TASK OBJECTIVE: Transcribe every line, keeping it exact.
** BEGIN COLLECTED MATERIAL **
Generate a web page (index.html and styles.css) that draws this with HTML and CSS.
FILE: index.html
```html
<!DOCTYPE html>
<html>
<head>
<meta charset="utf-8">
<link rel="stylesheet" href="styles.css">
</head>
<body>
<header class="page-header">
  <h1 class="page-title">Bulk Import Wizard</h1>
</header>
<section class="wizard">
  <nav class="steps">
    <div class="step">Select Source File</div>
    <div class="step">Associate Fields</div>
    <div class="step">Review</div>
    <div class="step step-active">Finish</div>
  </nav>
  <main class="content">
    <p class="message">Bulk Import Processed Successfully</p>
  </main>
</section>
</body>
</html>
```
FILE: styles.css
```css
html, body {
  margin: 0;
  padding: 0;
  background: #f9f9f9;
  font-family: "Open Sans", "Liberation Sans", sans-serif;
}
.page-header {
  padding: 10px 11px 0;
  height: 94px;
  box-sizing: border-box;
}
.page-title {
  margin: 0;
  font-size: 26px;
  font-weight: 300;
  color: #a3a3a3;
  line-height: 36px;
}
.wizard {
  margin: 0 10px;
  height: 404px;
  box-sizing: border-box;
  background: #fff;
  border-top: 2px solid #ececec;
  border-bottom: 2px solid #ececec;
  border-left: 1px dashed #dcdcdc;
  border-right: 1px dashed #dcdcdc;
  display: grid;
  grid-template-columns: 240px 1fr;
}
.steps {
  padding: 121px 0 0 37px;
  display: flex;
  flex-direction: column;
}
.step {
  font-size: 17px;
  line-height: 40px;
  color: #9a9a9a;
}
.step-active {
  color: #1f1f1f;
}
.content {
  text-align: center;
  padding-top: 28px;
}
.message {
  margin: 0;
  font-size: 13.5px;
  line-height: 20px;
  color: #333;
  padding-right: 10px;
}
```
** END COLLECTED MATERIAL **
WRITTEN SOLUTION:
Generate a web page (index.html and styles.css) that draws this with HTML and CSS.
FILE: index.html
```html
<!DOCTYPE html>
<html>
<head>
<meta charset="utf-8">
<link rel="stylesheet" href="styles.css">
</head>
<body>
<header class="page-header">
  <h1 class="page-title">Bulk Import Wizard</h1>
</header>
<section class="wizard">
  <nav class="steps">
    <div class="step">Select Source File</div>
    <div class="step">Associate Fields</div>
    <div class="step">Review</div>
    <div class="step step-active">Finish</div>
  </nav>
  <main class="content">
    <p class="message">Bulk Import Processed Successfully</p>
  </main>
</section>
</body>
</html>
```
FILE: styles.css
```css
html, body {
  margin: 0;
  padding: 0;
  background: #f9f9f9;
  font-family: "Open Sans", "Liberation Sans", sans-serif;
}
.page-header {
  padding: 10px 11px 0;
  height: 94px;
  box-sizing: border-box;
}
.page-title {
  margin: 0;
  font-size: 26px;
  font-weight: 300;
  color: #a3a3a3;
  line-height: 36px;
}
.wizard {
  margin: 0 10px;
  height: 404px;
  box-sizing: border-box;
  background: #fff;
  border-top: 2px solid #ececec;
  border-bottom: 2px solid #ececec;
  border-left: 1px dashed #dcdcdc;
  border-right: 1px dashed #dcdcdc;
  display: grid;
  grid-template-columns: 240px 1fr;
}
.steps {
  padding: 121px 0 0 37px;
  display: flex;
  flex-direction: column;
}
.step {
  font-size: 17px;
  line-height: 40px;
  color: #9a9a9a;
}
.step-active {
  color: #1f1f1f;
}
.content {
  text-align: center;
  padding-top: 28px;
}
.message {
  margin: 0;
  font-size: 13.5px;
  line-height: 20px;
  color: #333;
  padding-right: 10px;
}
```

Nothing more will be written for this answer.